Search Web......

Lucene Search Engine: Optimization Techniques

  • Most obvious optimization - always call writer.optimize() after index update. This will merge index into one segment, and only one Searcher will be created during search.
  • Use combined search field for all text fields instead (or on the top) of indexing them separately and searching with complex query like field1:query OR field2:query ... OR fieldN:query
  • Reducing number of field make indexing and search much faster. Use combined field instead or on the top of separate fields if needed
  • Do not use compound file format during indexing. writer.setUseCompoundFile(false); If you want to keep index in single file, turn it on when indexing is complete.
  • Do not create Searcher and Analyzer for each search. When you create Searcher, it reads small dictionary into memory to speed up term lookups.
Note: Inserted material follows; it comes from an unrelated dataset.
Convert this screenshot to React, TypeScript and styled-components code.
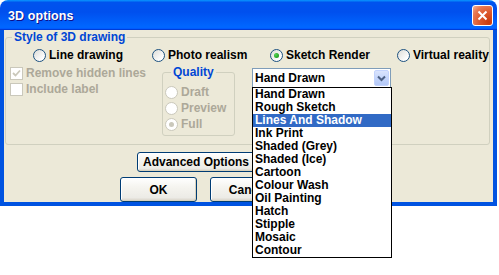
import React from "react";
import styled, { createGlobalStyle } from "styled-components";

const GlobalStyle = createGlobalStyle`
  html, body {
    margin: 0;
    padding: 0;
    background: #fff;
  }
  body {
    font-family: "Liberation Sans", Arial, sans-serif;
    font-size: 12px;
    font-weight: bold;
    color: #000;
  }
  #root {
    min-height: 275px;
  }
`;

const Window = styled.div`
  width: 497px;
  display: flex;
  flex-direction: column;
`;

const TitleBar = styled.div`
  height: 30px;
  box-sizing: border-box;
  display: flex;
  align-items: center;
  justify-content: space-between;
  padding: 0 4px 0 8px;
  border-radius: 8px 8px 0 0;
  background: linear-gradient(
    180deg,
    #0997ff 0%,
    #0053ee 8%,
    #0050ee 40%,
    #0066ff 88%,
    #0066ff 93%,
    #005bff 95%,
    #003dd7 96%,
    #003dd7 100%
  );
`;

const Title = styled.span`
  color: #fff;
  font-size: 12.5px;
  letter-spacing: 0.1px;
  text-shadow: 1px 1px #0f1089;
  margin-top: 1px;
`;

const CloseButton = styled.div`
  width: 21px;
  height: 21px;
  box-sizing: border-box;
  border: 1px solid #fff;
  border-radius: 3px;
  display: flex;
  align-items: center;
  justify-content: center;
  background: radial-gradient(
    circle at 85% 85%,
    #c93b0e 0%,
    #dd5a2d 45%,
    #e77a55 75%,
    #f2b49b 100%
  );
`;

const Frame = styled.div`
  height: 176px;
  box-sizing: border-box;
  background: #ece9d8;
  border: 4px solid #0053e1;
  border-top: none;
  display: flex;
  flex-direction: column;
`;

const GroupBox = styled.fieldset`
  margin: 1px 3px 0 1px;
  padding: 0 0 8px 0;
  border: 1px solid #d0d0bf;
  border-radius: 3px;
  min-width: 0;
`;

const GroupLabel = styled.legend`
  margin-left: 6px;
  padding: 0 2px;
  line-height: 12px;
  color: #0046d5;
`;

const RadioRow = styled.div`
  display: grid;
  grid-template-columns: 119px 118px 127px auto;
  padding-left: 27px;
  margin-top: 6px;
`;

const Option = styled.label<{ $disabled?: boolean }>`
  display: flex;
  align-items: center;
  gap: 3px;
  height: 13px;
  line-height: 13px;
  white-space: nowrap;
  color: ${(p) => (p.$disabled ? "#aca899" : "#000")};
`;

const RadioCircle = styled.span<{ $checked?: boolean; $disabled?: boolean }>`
  width: 13px;
  height: 13px;
  flex: none;
  box-sizing: border-box;
  border-radius: 50%;
  border: 1px solid ${(p) => (p.$disabled ? "#cac8bb" : "#1c5180")};
  background: ${(p) =>
    p.$disabled ? "#fff" : "linear-gradient(135deg, #dcdcd7 0%, #fff 80%)"};
  display: flex;
  align-items: center;
  justify-content: center;

  &::after {
    content: "";
    display: ${(p) => (p.$checked ? "block" : "none")};
    width: 5px;
    height: 5px;
    border-radius: 50%;
    background: ${(p) =>
      p.$disabled
        ? "#cac8bb"
        : "radial-gradient(circle at 35% 35%, #55d355 0%, #21a121 70%, #1a7d1a 100%)"};
  }
`;

const CheckBox = styled.span<{ $disabled?: boolean }>`
  width: 13px;
  height: 13px;
  flex: none;
  box-sizing: border-box;
  border: 1px solid ${(p) => (p.$disabled ? "#cac8bb" : "#1c5180")};
  background: #fff;
  display: flex;
  align-items: center;
  justify-content: center;
`;

const OptionsRow = styled.div`
  display: flex;
  align-items: flex-start;
  margin-top: 4px;
`;

const CheckColumn = styled.div`
  width: 156px;
  box-sizing: border-box;
  padding: 1px 0 0 4px;
  display: flex;
  flex-direction: column;
  gap: 3px;
`;

const QualityBox = styled.fieldset`
  width: 73px;
  box-sizing: border-box;
  margin: 0;
  padding: 8px 0 4px 2px;
  border: 1px solid #d0d0bf;
  border-radius: 3px;
  min-width: 0;
  display: flex;
  flex-direction: column;
  gap: 3px;
`;

const Combo = styled.div`
  position: relative;
  width: 139px;
  height: 20px;
  box-sizing: border-box;
  margin: 2px 0 0 17px;
  border: 1px solid #7f9db9;
  background: #fff;
  display: flex;
  align-items: center;
  justify-content: space-between;
  padding-left: 2px;
`;

const ComboText = styled.span`
  line-height: 16px;
`;

const ComboButton = styled.span`
  width: 15px;
  height: 16px;
  margin-right: 1px;
  box-sizing: border-box;
  border: 1px solid #c3d3fd;
  border-radius: 2px;
  background: linear-gradient(180deg, #dae4fd 0%, #c1d3fb 60%, #b4c8f7 100%);
  display: flex;
  align-items: center;
  justify-content: center;
`;

const DropList = styled.div`
  position: absolute;
  top: 100%;
  left: -1px;
  width: 140px;
  box-sizing: border-box;
  border: 1px solid #000;
  background: #fff;
  z-index: 10;
`;

const ListItem = styled.div<{ $selected?: boolean }>`
  height: 13px;
  line-height: 13px;
  padding-left: 2px;
  white-space: nowrap;
  background: ${(p) => (p.$selected ? "#316ac5" : "transparent")};
  color: ${(p) => (p.$selected ? "#fff" : "#000")};
`;

const Button = styled.div<{ $width: number; $height: number }>`
  width: ${(p) => p.$width}px;
  height: ${(p) => p.$height}px;
  box-sizing: border-box;
  flex: none;
  border: 1px solid #003c74;
  border-radius: 3px;
  background: linear-gradient(180deg, #fff 0%, #f5f4ef 40%, #ecebe6 85%, #d6d0c5 100%);
  box-shadow: inset -1px -1px 0 #d8d2bd, inset 1px 1px 0 #fff;
  display: flex;
  align-items: center;
  justify-content: center;
`;

const AdvancedButton = styled(Button)`
  justify-content: flex-start;
  padding-left: 5px;
  margin: 7px 0 0 133px;
`;

const ButtonRow = styled.div`
  display: flex;
  gap: 13px;
  margin-top: 5px;
  padding-left: 116px;
`;

const styles = [
  "Hand Drawn",
  "Rough Sketch",
  "Lines And Shadow",
  "Ink Print",
  "Shaded (Grey)",
  "Shaded (Ice)",
  "Cartoon",
  "Colour Wash",
  "Oil Painting",
  "Hatch",
  "Stipple",
  "Mosaic",
  "Contour",
];

const drawModes = [
  { label: "Line drawing", checked: false },
  { label: "Photo realism", checked: false },
  { label: "Sketch Render", checked: true },
  { label: "Virtual reality", checked: false },
];

const qualities = [
  { label: "Draft", checked: false },
  { label: "Preview", checked: false },
  { label: "Full", checked: true },
];

export default function App() {
  return (
    <>
      <GlobalStyle />
      <Window>
        <TitleBar>
          <Title>3D options</Title>
          <CloseButton>
            <svg width="11" height="11" viewBox="0 0 11 11">
              <path d="M1.5 1.5 L9.5 9.5 M9.5 1.5 L1.5 9.5" stroke="#fff" strokeWidth="2" />
            </svg>
          </CloseButton>
        </TitleBar>
        <Frame>
          <GroupBox>
            <GroupLabel>Style of 3D drawing</GroupLabel>
            <RadioRow>
              {drawModes.map((m) => (
                <Option key={m.label}>
                  <RadioCircle $checked={m.checked} />
                  {m.label}
                </Option>
              ))}
            </RadioRow>
            <OptionsRow>
              <CheckColumn>
                <Option $disabled>
                  <CheckBox $disabled>
                    <svg width="9" height="9" viewBox="0 0 9 9">
                      <path d="M1 4 L3.5 6.5 L8 1.5" stroke="#cac8bb" strokeWidth="1.8" fill="none" />
                    </svg>
                  </CheckBox>
                  Remove hidden lines
                </Option>
                <Option $disabled>
                  <CheckBox $disabled />
                  Include label
                </Option>
              </CheckColumn>
              <QualityBox>
                <GroupLabel>Quality</GroupLabel>
                {qualities.map((q) => (
                  <Option key={q.label} $disabled>
                    <RadioCircle $checked={q.checked} $disabled />
                    {q.label}
                  </Option>
                ))}
              </QualityBox>
              <Combo>
                <ComboText>Hand Drawn</ComboText>
                <ComboButton>
                  <svg width="9" height="7" viewBox="0 0 9 7">
                    <path d="M1 1.5 L4.5 5 L8 1.5" stroke="#4d6185" strokeWidth="2" fill="none" />
                  </svg>
                </ComboButton>
                <DropList>
                  {styles.map((s) => (
                    <ListItem key={s} $selected={s === "Lines And Shadow"}>
                      {s}
                    </ListItem>
                  ))}
                </DropList>
              </Combo>
            </OptionsRow>
          </GroupBox>
          <AdvancedButton $width={118} $height={20}>
            Advanced Options
          </AdvancedButton>
          <ButtonRow>
            <Button $width={77} $height={25}>OK</Button>
            <Button $width={77} $height={25}>Cancel</Button>
          </ButtonRow>
        </Frame>
      </Window>
    </>
  );
}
It takes time. Keep Searcher opened and reuse it for every search. When index changes make sure to recreate you Searcher.
  • Increase heap size for the java virtual machine
  • Use quotes “” only to perform exact phrase searches. field:term is much better than field:”term”

Merge Factor

Lucene’s IndexWriter has parameter called Merge Factor. This is a number of segments writer keeps in memory (RAMDirectory) before flushing them to disk. Lucene documentation claims that if you want to speed up indexing, you should increase Merge Factor. Though it sounds logical, there is not much to gain here. And drawback with using big Merge Factor is that there could be too many open files. Keeping it to default 10 or 20 turns out to be the most reasonable choice.